George at 11:32PM on Oct 19th 2007
115. Your pathetic attempt at sarcasm, Marc, only shows how deluded you are.
Knight_of_BAAWA at 5:44PM on Oct 19th 2007
116. DD: If you ever make your Theistic argument taking into acount perception psychology, quantum physics, Godel's Incompleteness Theorem and neourophysiology, as opposed to 200 year old philospohy, argument by unprovability and moralistic abstractions, then you might get the attention of 'bright' people.
George at 11:34PM on Oct 19th 2007
117. This argument doesn't ring true. If we name (God) an aspect of this invisible world, that action alone distances us from it. I don't call myself an atheist, but I do not accept that this invisible world has any interest in me personally. I also object to the common Christian image of "the bearded white man on a cloud." I think that's the image many carry within them.
Alan Lantzer at 6:02PM on Oct 19th 2007
118. I am starting to realize that the only reason some people visit this forum is to tear others down. I wonder if this makes you somehow feel superior or more intelligent. In a sense it just proves how insecure and unsure you are of the answers. Human intelligence is based on the individual and Religion has nothing to do with it.
E at 6:04PM on Oct 19th 2007
119. Thanks, Brian and baawa, it's been fun debating with you. When you come up with some original grown-up comments to make I wouldn't mind carrying on the conversation.
Marc at 6:06PM on Oct 19th 2007
120. I don't blame Dennett for not responding. This looks more like undergrad philosophy homework than serious analysis.

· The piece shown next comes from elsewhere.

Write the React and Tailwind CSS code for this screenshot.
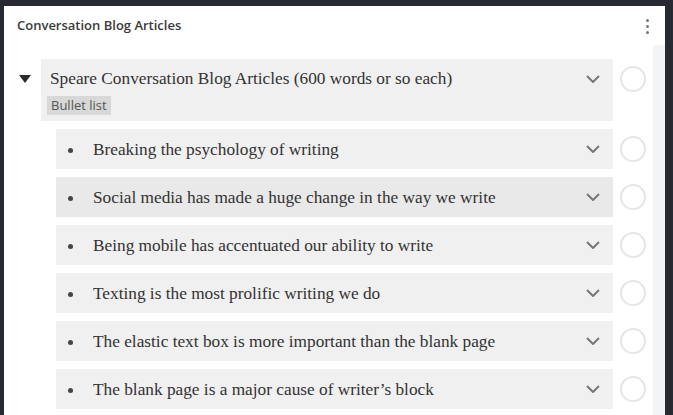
import { useState } from 'react'

// ITEMS UNDER THE PARENT BULLET LIST
const items = [
    'Breaking the psychology of writing',
    'Social media has made a huge change in the way we write',
    'Being mobile has accentuated our ability to write',
    'Texting is the most prolific writing we do',
    'The elastic text box is more important than the blank page',
    'The blank page is a major cause of writer\u2019s block',
]

const Chevron = () => (
    <svg width="14" height="8" viewBox="0 0 14 8" fill="none" className="shrink-0">
        <path d="M1 1l6 6 6-6" stroke="#777" strokeWidth="2" />
    </svg>
)

const Circle = () => (
    <div className="w-[26px] h-[26px] rounded-full border-2 border-[#e6e6e6] bg-white shrink-0" />
)

const App = () => {
    const [hovered] = useState(1)

    return (
        <div className="w-[673px] h-[415px] bg-[#282a33] pt-[6px] pl-[4px] pr-[8px] overflow-hidden" style={{ fontFamily: '"Open Sans", sans-serif' }}>
            <div className="bg-white h-full flex flex-col">

                {/* HEADER */}
                <div className="flex items-center justify-between h-[39px] pl-[13px] pr-[16px]">
                    <span className="text-[13px] font-semibold text-[#3a3a3a]">Conversation Blog Articles</span>
                    <div className="flex flex-col gap-[3px] mt-[1px]">
                        <span className="w-[3px] h-[3px] rounded-full bg-[#777]" />
                        <span className="w-[3px] h-[3px] rounded-full bg-[#777]" />
                        <span className="w-[3px] h-[3px] rounded-full bg-[#777]" />
                    </div>
                </div>

                <div className="flex flex-1">
                    {/* LIST */}
                    <div className="flex-1 pt-[14px]" style={{ fontFamily: '"Liberation Serif", serif' }}>

                        {/* PARENT ROW */}
                        <div className="flex items-start">
                            <div className="w-[37px] pl-[15px] pt-[16px]">
                                <svg width="12" height="8" viewBox="0 0 12 8"><path d="M0 0h12L6 8z" fill="#2b2b2b" /></svg>
                            </div>
                            <div className="w-[572px] h-[62px] bg-[#f0f0f0] pl-[9px] pr-[13px] pt-[10px]">
                                <div className="flex items-center justify-between">
                                    <span className="text-[17.3px] leading-[20px] text-[#333]">Speare Conversation Blog Articles (600 words or so each)</span>
                                    <Chevron />
                                </div>
                                <span className="inline-block mt-[7px] -ml-[3px] bg-[#d8d8d8] px-[4px] h-[19px] leading-[19px] text-[13px] text-[#555]" style={{ fontFamily: '"Open Sans", sans-serif' }}>Bullet list</span>
                            </div>
                            <div className="pl-[7px] pt-[7px]"><Circle /></div>
                        </div>

                        {/* CHILD ROWS */}
                        <div className="flex flex-col gap-[8px] mt-[8px]">
                            {items.map((text, i) => (
                                <div key={i} className="flex items-center">
                                    <div className={`ml-[52px] w-[557px] h-[40px] flex items-center justify-between pr-[13px] ${i === hovered ? 'bg-[#e9e9e9]' : 'bg-[#f0f0f0]'}`}>
                                        <div className="flex items-center pt-[2px]">
                                            <span className="ml-[12px] mr-[20px] w-[5px] h-[5px] rounded-full bg-[#444]" />
                                            <span className="text-[17.3px] text-[#333]">{text}</span>
                                        </div>
                                        <Chevron />
                                    </div>
                                    <div className="pl-[7px]"><Circle /></div>
                                </div>
                            ))}
                        </div>
                    </div>

                    {/* SCROLL TRACK */}
                    <div className="w-[12px] bg-[#f3f4f6]" />
                </div>
            </div>
        </div>
    )
}

export default App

I'm reminded of that Saturday Night Live sketch - Kant? Really? 18th-Century Immanuel Kant? You don't think anyone has had anything to say about Kant in the, oh, 200+ years since his death? You couldn't find, in the thousands of pages of philosophical analysis, re-analysis, and synthesis written about one of the most famous philosphers of all time, someone, somewhere who has responded to all of these arguments before? Multiple times? Really? Are you sure you aren't writing a textbook of philosophy exercises for children? Really? Your book isn't titled "How to provoke amateur philosophers into writing blog comments"? Really?!